One thing I'd like to see less of in the next series is the human-centred preachiness. There are a few stories and plots in Trek where our heroes disagree with the way things are done as it offends their human sensibilities. Such a standpoint is highly judgemental and elitist as it applies a morals and beliefs of one race as better than others who have been evolving and changing for millennia.
This is part of the reason I want more aliens on the next show, to get some different perspectives on the situations the crew comes up against.
I agree. One of my favorite Ferengi "bits" ever was in DS9 when Quark proudly told Sisko the Ferengi were better than Humans because Ferengar had nothing like the Holocaust in its history. Likewise he had been shocked to learn Humans sold an addictive deadly poison to their customers (tobacco). In fact I loved how we came to genuinely understand both the Ferengi and Cardassian cultures in a positive or at least sympathetic light during that show--in no small part because of constant interaction.
Curiously, this didn't apply to Bajoran culture. Probably because of religion. They established their faith as central to Bajoran life and civilization, but even now I've no real idea what the tenets of the faith are!

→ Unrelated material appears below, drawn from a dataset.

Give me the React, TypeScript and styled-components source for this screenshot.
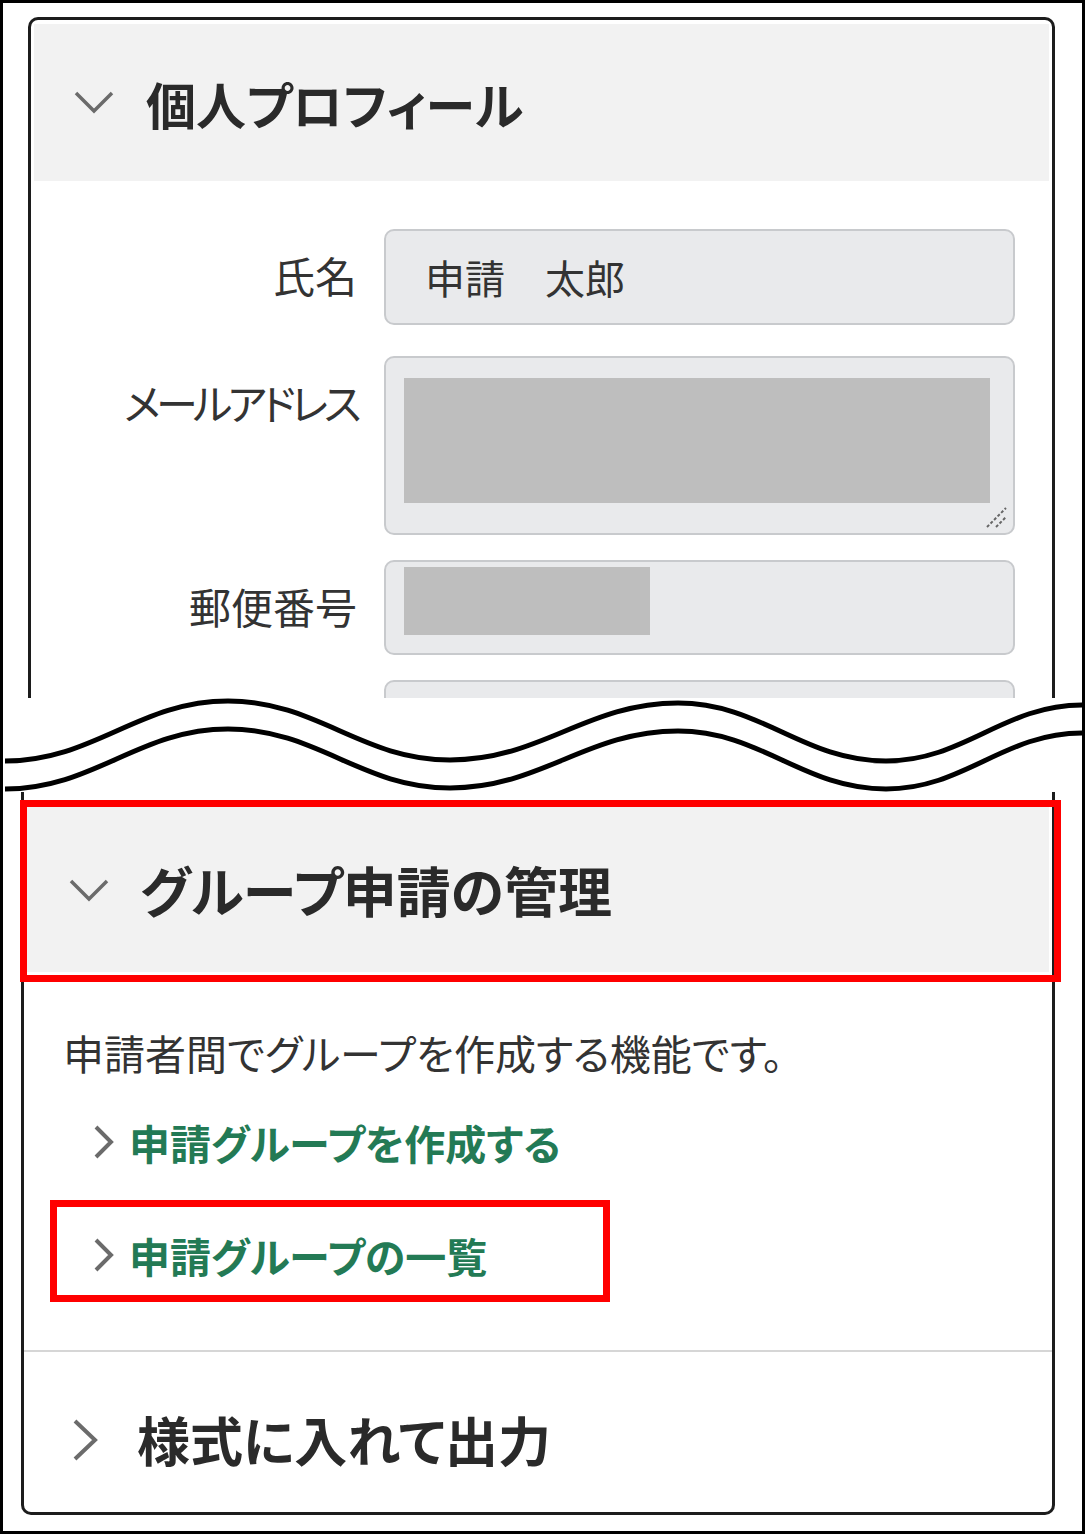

I came up with an idea soon after VOY ended, and mentioned it in some groups and to fans. Almost all of them were horrified. The notion was of a race whose sun was about to emit a giant flare, scorching the planet with radiation. Said race almost had warp drive and after first contact begged Starfleet for the final secret with which to save their species. And were refused, because of the Prime Directive. Turns out there were survivors, each of whom had gained the psionic ability to turn a warp field into a transwarp one. They hired themselves out to anyone who'd cut off all business and diplomatic ties to the Federation--Klingons, Ferengi, Romulans, Cardassians, etc. They were enforcing a total boycott and isolation of the UFP, until and unless the Prime Directive was repealed. These aliens weren't evil. They had a perfectly valid POV, and pursued their goals in a peaceful manner--even perfectly willing to help out any world that seceded from the UFP.
Frankly the amount of argument made me think I had a good idea. It seems just more dramatic if our heroes have to genuinely question their own beliefs. Much more in keeping with such eps as "Devil in the Dark" and "Balance of Terror."